Emergence isn't a product of complexity. It's a product of interaction.

When things fall apart: coordination failures in MAS

Not every interaction is beneficial. Multi-agent systems can also fail spectacularly. Common causes:

Communication breakdowns. If agents can't reliably share data or signals get lost, collaboration suffers.
Conflicting goals. Agents operating under misaligned incentives undermine each other. Think autonomous vehicles blocking one another at an intersection.
Overfitting to peers. Agents adapt too closely to others' behaviors, reducing overall system robustness.
Feedback loops. Small misalignments amplify, producing runaway behavior (two agents escalating bids in a market-based system).

A well-known example: the algorithmic trading bots behind the 2010 "flash crash". Autonomous financial agents interacted in unforeseen ways and produced massive market swings in seconds. No single agent malfunctioned. The system as a whole became unstable.

Designing resilient agent systems

Building effective MAS requires considering performance and resilience together. The pillars:

Redundancy. Backup agents and fail-safes for individual failure.
Transparency. Agent reasoning and decisions need to be interpretable, especially in high-stakes environments.
Incentive alignment. Agent goals aligned with overall system objectives.
Scalability. Coordination strategies that scale with the number of agents.

Formal verification and simulation testing matter here. They surface rare failure modes before deployment.

Human-agent collaboration: the hybrid frontier

Multi-agent systems aren't only machines. Increasingly they include humans in the loop: pilots, operators, analysts, even consumers whose actions shape agent behavior.

The hybrid layer brings power and complexity together. In smart grids, human decisions about energy usage feed AI-powered demand forecasting agents, which inform grid balancing strategies. The challenge is designing interfaces and protocols that let human and artificial agents collaborate cleanly.
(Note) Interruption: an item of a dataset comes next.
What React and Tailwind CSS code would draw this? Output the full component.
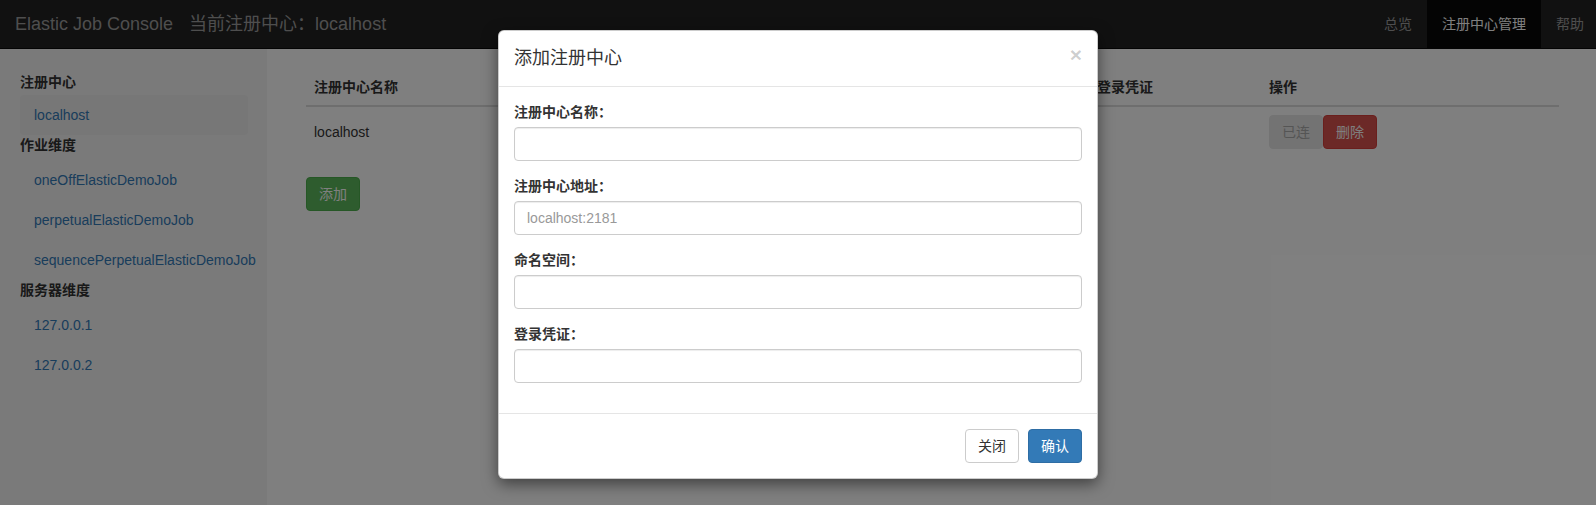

Swarm intelligence in the real world

Where MAS are landing today:

Logistics and supply chains. Agents optimize routes, inventories, and shipping priorities across dynamic networks.
Drone swarms. Military and rescue operations deploy autonomous drone teams that coordinate search, mapping, and defense.
Traffic management. Smart-city systems use MAS to synchronize traffic lights, reroute cars, and reduce congestion in real time.
Gaming and simulations. Multi-agent reinforcement learning powers complex NPC behaviors and strategic coordination, in both research and commercial games.

The future: open challenges and promising directions

Several frontiers remain open:

Explainability. How do we understand and debug emergent behaviors from millions of interacting agents?
Ethical alignment. How do we ensure MAS act in line with human values and social norms?
Cross-agent learning. Can agents not only collaborate, but teach and improve one another continuously?
Generalization. How do MAS adapt across domains without retraining from scratch?

Then there's meta-coordination: systems that design, monitor, and adapt their own coordination mechanisms. Agents building the rules for their own collaboration, evolving over time.

Final thoughts

Multi-agent collaboration is more than a technical problem. It's a mirror for how we understand cooperation, communication, and collective intelligence. Designing these swarms of AI isn't just engineering. It's defining new digital societies.

Getting it right means joining algorithms with ethics, architecture with adaptability, and ambition with introspection. The promise is large; so is the responsibility.

When many minds, artificial or otherwise, work together, the outcome is never just arithmetic. It's alchemy.